Sovereignty can be misappropriated as justification for any position: 'I independently evaluated this and concluded that the mainstream scientific consensus is wrong.' Independent evaluation is not the same as correct evaluation. Sovereignty makes you more capable of good reasoning; it does not make your reasoning immune to error, motivated reasoning, or confirmation bias. A sovereign practitioner remains accountable for the quality of their independent reasoning, not just the fact of its independence.
Complete these honest statements about the hard cases of sovereignty.
A sovereign practitioner is under intense deadline pressure and must make a significant decision without time for full verification. They proceed with limited verification, aware of the risk. This represents:
A student argues: 'I independently evaluated the evidence and concluded that my AI tutor is always right, so I no longer need to verify its outputs.' What is most wrong with this argument?
Interrogate Your Own Hard Cases
- Sovereignty becomes real when you face its genuine difficulties honestly. This activity asks you to do that.
- Step 1: Identify a situation in your own life — current or recent — where maintaining sovereign practice was genuinely costly: it required time, effort, or social friction that you found difficult to bear. Be honest about what the cost was.
- Step 2: Identify a situation where sovereignty conflicted with another value you hold — trust in someone, speed of action, collaborative efficiency, or something else.

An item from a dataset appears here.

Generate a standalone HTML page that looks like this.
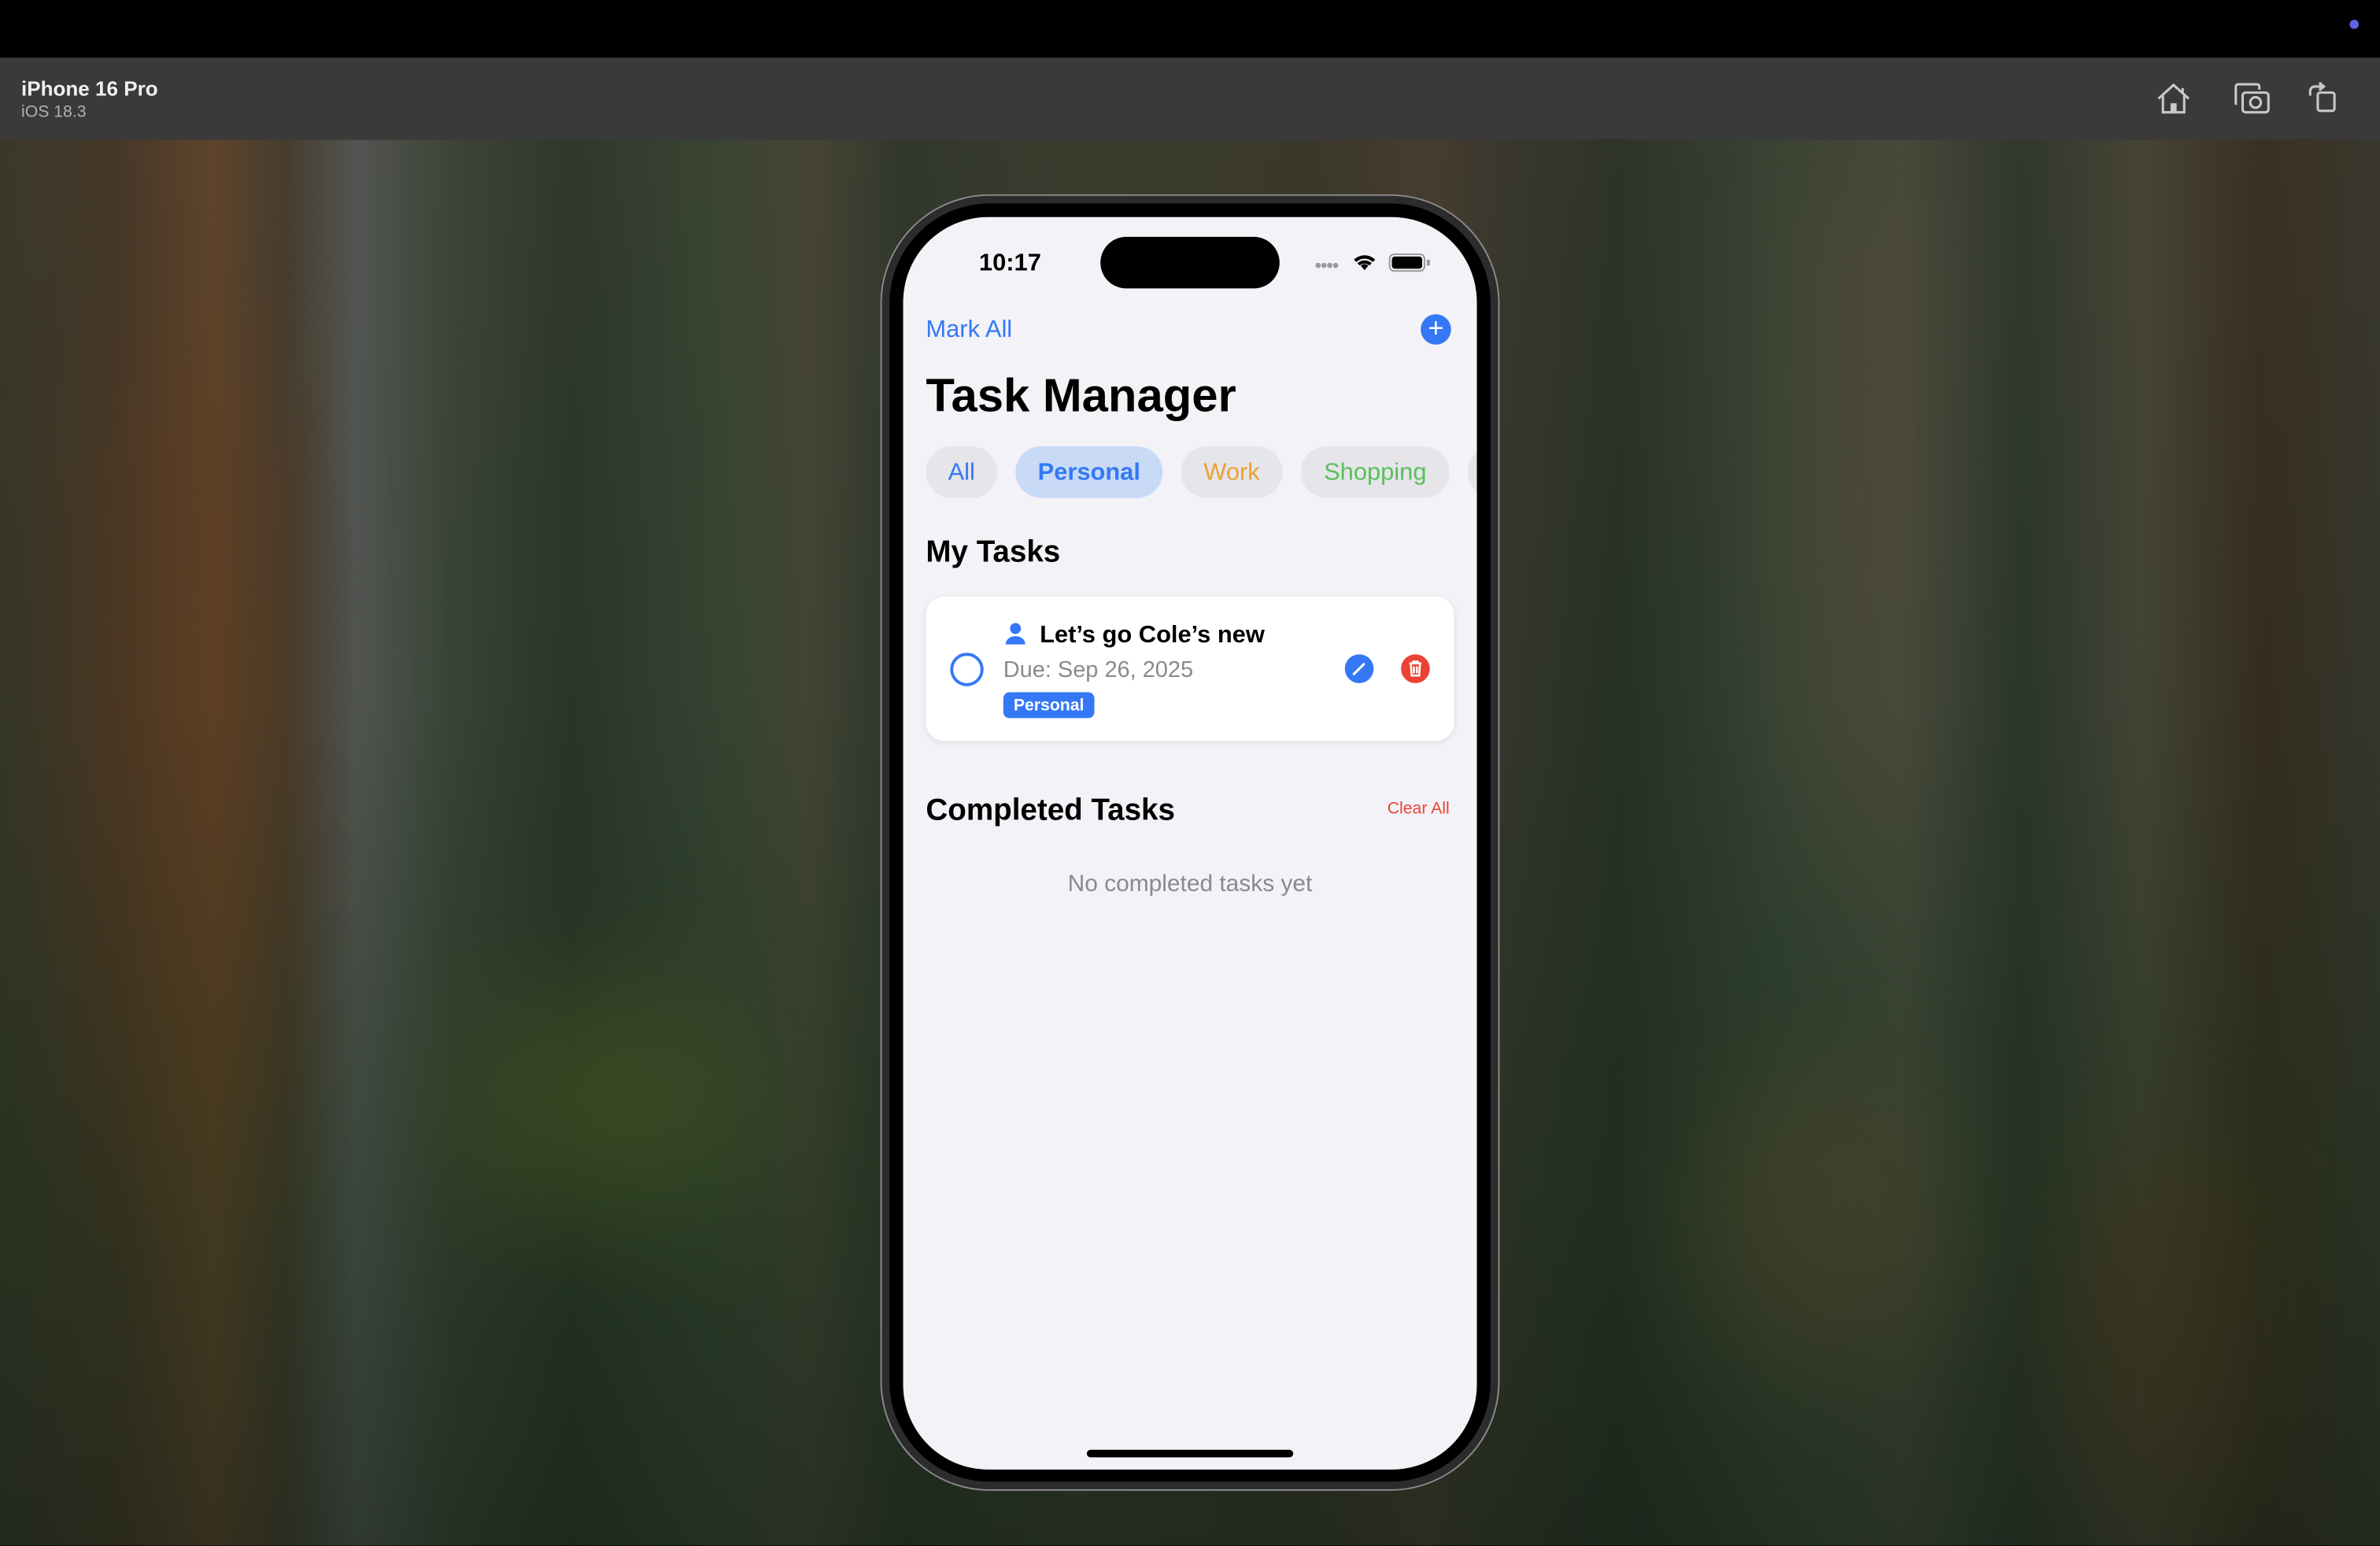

How did you resolve or fail to resolve the tension?
- Step 3: Identify one area where you suspect your 'independent reasoning' might be shaped by motivated reasoning — where you arrive at conclusions you want to arrive at, and the independence of the evaluation may be less than you believe.
- Step 4: For the three situations you identified, what does a minimum viable sovereign response look like — not perfect, but honest and sustainable given real constraints?
- Step 5: Write a paragraph titled 'My Hard Cases' for your Sovereign AI Manual — an honest, unsentimental account of where sovereign practice is most difficult for you specifically, and how you intend to navigate that difficulty.